#### Problem to work on:
Without the pictures, set down every line of the data exactly.

#### Dataset excerpt:
--------
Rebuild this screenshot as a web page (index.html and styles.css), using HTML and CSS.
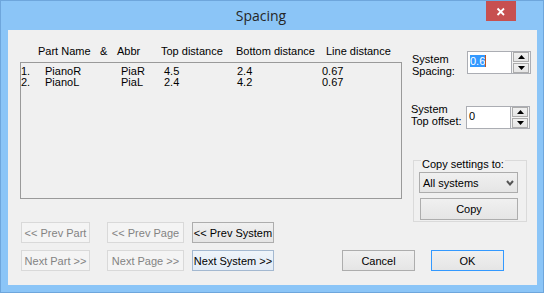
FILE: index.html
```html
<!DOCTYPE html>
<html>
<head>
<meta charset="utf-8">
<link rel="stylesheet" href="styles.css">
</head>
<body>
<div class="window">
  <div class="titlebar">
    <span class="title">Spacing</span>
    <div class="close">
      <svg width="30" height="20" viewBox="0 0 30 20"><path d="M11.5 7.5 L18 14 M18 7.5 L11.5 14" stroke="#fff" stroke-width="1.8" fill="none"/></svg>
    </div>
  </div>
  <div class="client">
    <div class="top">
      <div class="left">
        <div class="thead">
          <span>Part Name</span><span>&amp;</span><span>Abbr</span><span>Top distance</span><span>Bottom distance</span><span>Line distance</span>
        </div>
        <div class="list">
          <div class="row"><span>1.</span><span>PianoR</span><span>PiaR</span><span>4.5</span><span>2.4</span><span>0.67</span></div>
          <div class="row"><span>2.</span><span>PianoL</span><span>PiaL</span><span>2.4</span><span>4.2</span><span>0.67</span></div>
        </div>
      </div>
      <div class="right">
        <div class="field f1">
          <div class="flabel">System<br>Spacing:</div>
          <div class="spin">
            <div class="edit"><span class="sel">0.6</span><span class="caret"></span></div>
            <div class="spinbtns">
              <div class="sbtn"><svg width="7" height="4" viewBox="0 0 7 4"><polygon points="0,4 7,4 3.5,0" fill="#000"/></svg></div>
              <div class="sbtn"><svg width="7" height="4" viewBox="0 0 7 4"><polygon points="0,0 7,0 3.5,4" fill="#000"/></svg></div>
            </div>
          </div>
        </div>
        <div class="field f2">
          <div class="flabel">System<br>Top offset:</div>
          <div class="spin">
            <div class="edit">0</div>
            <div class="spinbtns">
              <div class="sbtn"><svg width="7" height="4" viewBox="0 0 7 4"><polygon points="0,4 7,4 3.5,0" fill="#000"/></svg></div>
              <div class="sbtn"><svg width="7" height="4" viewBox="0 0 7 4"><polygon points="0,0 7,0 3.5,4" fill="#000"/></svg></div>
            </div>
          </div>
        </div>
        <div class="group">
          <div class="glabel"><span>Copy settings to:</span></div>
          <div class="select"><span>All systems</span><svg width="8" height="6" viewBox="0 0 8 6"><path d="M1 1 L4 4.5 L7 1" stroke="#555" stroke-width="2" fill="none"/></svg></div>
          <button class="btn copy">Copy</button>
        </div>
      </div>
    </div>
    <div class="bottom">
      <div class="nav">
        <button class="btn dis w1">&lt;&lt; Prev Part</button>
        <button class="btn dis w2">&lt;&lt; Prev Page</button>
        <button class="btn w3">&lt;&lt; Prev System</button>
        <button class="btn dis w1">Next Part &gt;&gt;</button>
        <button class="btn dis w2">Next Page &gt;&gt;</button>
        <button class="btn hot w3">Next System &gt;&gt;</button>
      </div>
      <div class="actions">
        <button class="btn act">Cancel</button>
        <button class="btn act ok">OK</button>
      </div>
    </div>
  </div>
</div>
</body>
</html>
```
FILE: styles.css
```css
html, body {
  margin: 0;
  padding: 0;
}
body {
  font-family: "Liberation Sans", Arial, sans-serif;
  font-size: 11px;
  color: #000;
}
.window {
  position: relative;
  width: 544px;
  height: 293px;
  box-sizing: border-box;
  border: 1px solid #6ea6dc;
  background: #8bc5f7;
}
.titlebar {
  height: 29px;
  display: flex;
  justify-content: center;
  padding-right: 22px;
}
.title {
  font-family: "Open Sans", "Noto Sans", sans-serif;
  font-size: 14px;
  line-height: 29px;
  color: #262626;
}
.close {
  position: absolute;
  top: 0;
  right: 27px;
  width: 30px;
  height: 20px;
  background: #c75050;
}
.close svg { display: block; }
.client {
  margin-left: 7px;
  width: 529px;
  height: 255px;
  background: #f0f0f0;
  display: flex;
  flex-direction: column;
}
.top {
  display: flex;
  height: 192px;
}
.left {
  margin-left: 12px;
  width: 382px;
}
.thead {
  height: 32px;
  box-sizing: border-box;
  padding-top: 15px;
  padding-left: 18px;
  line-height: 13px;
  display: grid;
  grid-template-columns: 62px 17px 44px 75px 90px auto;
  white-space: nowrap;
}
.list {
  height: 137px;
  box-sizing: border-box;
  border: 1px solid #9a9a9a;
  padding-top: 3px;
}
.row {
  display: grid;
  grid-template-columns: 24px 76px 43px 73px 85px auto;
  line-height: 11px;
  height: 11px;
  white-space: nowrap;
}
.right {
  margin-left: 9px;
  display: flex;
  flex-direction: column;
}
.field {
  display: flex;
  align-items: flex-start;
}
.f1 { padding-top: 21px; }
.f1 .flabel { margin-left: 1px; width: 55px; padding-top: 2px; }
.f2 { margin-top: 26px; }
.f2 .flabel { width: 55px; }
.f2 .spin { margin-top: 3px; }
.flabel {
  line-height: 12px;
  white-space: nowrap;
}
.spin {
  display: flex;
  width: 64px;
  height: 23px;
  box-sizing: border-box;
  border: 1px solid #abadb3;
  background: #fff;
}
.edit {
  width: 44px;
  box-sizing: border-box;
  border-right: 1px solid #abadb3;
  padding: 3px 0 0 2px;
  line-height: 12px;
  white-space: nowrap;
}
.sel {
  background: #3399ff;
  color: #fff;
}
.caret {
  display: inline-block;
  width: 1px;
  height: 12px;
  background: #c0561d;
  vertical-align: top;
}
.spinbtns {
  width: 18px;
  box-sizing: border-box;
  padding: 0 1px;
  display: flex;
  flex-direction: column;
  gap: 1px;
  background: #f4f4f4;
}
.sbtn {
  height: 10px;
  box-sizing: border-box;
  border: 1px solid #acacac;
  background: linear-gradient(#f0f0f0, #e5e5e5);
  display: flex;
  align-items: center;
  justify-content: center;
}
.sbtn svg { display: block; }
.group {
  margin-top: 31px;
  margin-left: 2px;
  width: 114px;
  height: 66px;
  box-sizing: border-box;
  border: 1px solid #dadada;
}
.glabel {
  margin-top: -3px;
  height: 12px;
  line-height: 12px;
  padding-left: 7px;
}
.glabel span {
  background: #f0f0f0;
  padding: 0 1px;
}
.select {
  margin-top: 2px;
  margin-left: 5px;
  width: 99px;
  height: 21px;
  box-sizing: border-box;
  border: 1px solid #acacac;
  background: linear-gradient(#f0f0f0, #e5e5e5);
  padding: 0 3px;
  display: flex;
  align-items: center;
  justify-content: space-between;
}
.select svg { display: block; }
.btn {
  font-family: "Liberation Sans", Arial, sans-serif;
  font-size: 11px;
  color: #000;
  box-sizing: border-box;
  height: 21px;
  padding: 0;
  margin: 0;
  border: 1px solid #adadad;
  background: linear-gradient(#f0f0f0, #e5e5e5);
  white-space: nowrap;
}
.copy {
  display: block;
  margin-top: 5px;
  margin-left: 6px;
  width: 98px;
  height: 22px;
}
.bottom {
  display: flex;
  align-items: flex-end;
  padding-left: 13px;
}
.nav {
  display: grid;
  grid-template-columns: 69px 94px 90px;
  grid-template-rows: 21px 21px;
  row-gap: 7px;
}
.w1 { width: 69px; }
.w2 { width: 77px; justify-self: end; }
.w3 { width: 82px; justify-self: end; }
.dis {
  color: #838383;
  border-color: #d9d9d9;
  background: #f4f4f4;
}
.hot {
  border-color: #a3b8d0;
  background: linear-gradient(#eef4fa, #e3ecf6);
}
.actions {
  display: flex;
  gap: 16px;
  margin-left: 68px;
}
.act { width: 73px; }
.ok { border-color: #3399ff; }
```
--------
#### Reply to the exercise:
Rebuild this screenshot as a web page (index.html and styles.css), using HTML and CSS.
FILE: index.html
```html
<!DOCTYPE html>
<html>
<head>
<meta charset="utf-8">
<link rel="stylesheet" href="styles.css">
</head>
<body>
<div class="window">
  <div class="titlebar">
    <span class="title">Spacing</span>
    <div class="close">
      <svg width="30" height="20" viewBox="0 0 30 20"><path d="M11.5 7.5 L18 14 M18 7.5 L11.5 14" stroke="#fff" stroke-width="1.8" fill="none"/></svg>
    </div>
  </div>
  <div class="client">
    <div class="top">
      <div class="left">
        <div class="thead">
          <span>Part Name</span><span>&amp;</span><span>Abbr</span><span>Top distance</span><span>Bottom distance</span><span>Line distance</span>
        </div>
        <div class="list">
          <div class="row"><span>1.</span><span>PianoR</span><span>PiaR</span><span>4.5</span><span>2.4</span><span>0.67</span></div>
          <div class="row"><span>2.</span><span>PianoL</span><span>PiaL</span><span>2.4</span><span>4.2</span><span>0.67</span></div>
        </div>
      </div>
      <div class="right">
        <div class="field f1">
          <div class="flabel">System<br>Spacing:</div>
          <div class="spin">
            <div class="edit"><span class="sel">0.6</span><span class="caret"></span></div>
            <div class="spinbtns">
              <div class="sbtn"><svg width="7" height="4" viewBox="0 0 7 4"><polygon points="0,4 7,4 3.5,0" fill="#000"/></svg></div>
              <div class="sbtn"><svg width="7" height="4" viewBox="0 0 7 4"><polygon points="0,0 7,0 3.5,4" fill="#000"/></svg></div>
            </div>
          </div>
        </div>
        <div class="field f2">
          <div class="flabel">System<br>Top offset:</div>
          <div class="spin">
            <div class="edit">0</div>
            <div class="spinbtns">
              <div class="sbtn"><svg width="7" height="4" viewBox="0 0 7 4"><polygon points="0,4 7,4 3.5,0" fill="#000"/></svg></div>
              <div class="sbtn"><svg width="7" height="4" viewBox="0 0 7 4"><polygon points="0,0 7,0 3.5,4" fill="#000"/></svg></div>
            </div>
          </div>
        </div>
        <div class="group">
          <div class="glabel"><span>Copy settings to:</span></div>
          <div class="select"><span>All systems</span><svg width="8" height="6" viewBox="0 0 8 6"><path d="M1 1 L4 4.5 L7 1" stroke="#555" stroke-width="2" fill="none"/></svg></div>
          <button class="btn copy">Copy</button>
        </div>
      </div>
    </div>
    <div class="bottom">
      <div class="nav">
        <button class="btn dis w1">&lt;&lt; Prev Part</button>
        <button class="btn dis w2">&lt;&lt; Prev Page</button>
        <button class="btn w3">&lt;&lt; Prev System</button>
        <button class="btn dis w1">Next Part &gt;&gt;</button>
        <button class="btn dis w2">Next Page &gt;&gt;</button>
        <button class="btn hot w3">Next System &gt;&gt;</button>
      </div>
      <div class="actions">
        <button class="btn act">Cancel</button>
        <button class="btn act ok">OK</button>
      </div>
    </div>
  </div>
</div>
</body>
</html>
```
FILE: styles.css
```css
html, body {
  margin: 0;
  padding: 0;
}
body {
  font-family: "Liberation Sans", Arial, sans-serif;
  font-size: 11px;
  color: #000;
}
.window {
  position: relative;
  width: 544px;
  height: 293px;
  box-sizing: border-box;
  border: 1px solid #6ea6dc;
  background: #8bc5f7;
}
.titlebar {
  height: 29px;
  display: flex;
  justify-content: center;
  padding-right: 22px;
}
.title {
  font-family: "Open Sans", "Noto Sans", sans-serif;
  font-size: 14px;
  line-height: 29px;
  color: #262626;
}
.close {
  position: absolute;
  top: 0;
  right: 27px;
  width: 30px;
  height: 20px;
  background: #c75050;
}
.close svg { display: block; }
.client {
  margin-left: 7px;
  width: 529px;
  height: 255px;
  background: #f0f0f0;
  display: flex;
  flex-direction: column;
}
.top {
  display: flex;
  height: 192px;
}
.left {
  margin-left: 12px;
  width: 382px;
}
.thead {
  height: 32px;
  box-sizing: border-box;
  padding-top: 15px;
  padding-left: 18px;
  line-height: 13px;
  display: grid;
  grid-template-columns: 62px 17px 44px 75px 90px auto;
  white-space: nowrap;
}
.list {
  height: 137px;
  box-sizing: border-box;
  border: 1px solid #9a9a9a;
  padding-top: 3px;
}
.row {
  display: grid;
  grid-template-columns: 24px 76px 43px 73px 85px auto;
  line-height: 11px;
  height: 11px;
  white-space: nowrap;
}
.right {
  margin-left: 9px;
  display: flex;
  flex-direction: column;
}
.field {
  display: flex;
  align-items: flex-start;
}
.f1 { padding-top: 21px; }
.f1 .flabel { margin-left: 1px; width: 55px; padding-top: 2px; }
.f2 { margin-top: 26px; }
.f2 .flabel { width: 55px; }
.f2 .spin { margin-top: 3px; }
.flabel {
  line-height: 12px;
  white-space: nowrap;
}
.spin {
  display: flex;
  width: 64px;
  height: 23px;
  box-sizing: border-box;
  border: 1px solid #abadb3;
  background: #fff;
}
.edit {
  width: 44px;
  box-sizing: border-box;
  border-right: 1px solid #abadb3;
  padding: 3px 0 0 2px;
  line-height: 12px;
  white-space: nowrap;
}
.sel {
  background: #3399ff;
  color: #fff;
}
.caret {
  display: inline-block;
  width: 1px;
  height: 12px;
  background: #c0561d;
  vertical-align: top;
}
.spinbtns {
  width: 18px;
  box-sizing: border-box;
  padding: 0 1px;
  display: flex;
  flex-direction: column;
  gap: 1px;
  background: #f4f4f4;
}
.sbtn {
  height: 10px;
  box-sizing: border-box;
  border: 1px solid #acacac;
  background: linear-gradient(#f0f0f0, #e5e5e5);
  display: flex;
  align-items: center;
  justify-content: center;
}
.sbtn svg { display: block; }
.group {
  margin-top: 31px;
  margin-left: 2px;
  width: 114px;
  height: 66px;
  box-sizing: border-box;
  border: 1px solid #dadada;
}
.glabel {
  margin-top: -3px;
  height: 12px;
  line-height: 12px;
  padding-left: 7px;
}
.glabel span {
  background: #f0f0f0;
  padding: 0 1px;
}
.select {
  margin-top: 2px;
  margin-left: 5px;
  width: 99px;
  height: 21px;
  box-sizing: border-box;
  border: 1px solid #acacac;
  background: linear-gradient(#f0f0f0, #e5e5e5);
  padding: 0 3px;
  display: flex;
  align-items: center;
  justify-content: space-between;
}
.select svg { display: block; }
.btn {
  font-family: "Liberation Sans", Arial, sans-serif;
  font-size: 11px;
  color: #000;
  box-sizing: border-box;
  height: 21px;
  padding: 0;
  margin: 0;
  border: 1px solid #adadad;
  background: linear-gradient(#f0f0f0, #e5e5e5);
  white-space: nowrap;
}
.copy {
  display: block;
  margin-top: 5px;
  margin-left: 6px;
  width: 98px;
  height: 22px;
}
.bottom {
  display: flex;
  align-items: flex-end;
  padding-left: 13px;
}
.nav {
  display: grid;
  grid-template-columns: 69px 94px 90px;
  grid-template-rows: 21px 21px;
  row-gap: 7px;
}
.w1 { width: 69px; }
.w2 { width: 77px; justify-self: end; }
.w3 { width: 82px; justify-self: end; }
.dis {
  color: #838383;
  border-color: #d9d9d9;
  background: #f4f4f4;
}
.hot {
  border-color: #a3b8d0;
  background: linear-gradient(#eef4fa, #e3ecf6);
}
.actions {
  display: flex;
  gap: 16px;
  margin-left: 68px;
}
.act { width: 73px; }
.ok { border-color: #3399ff; }
```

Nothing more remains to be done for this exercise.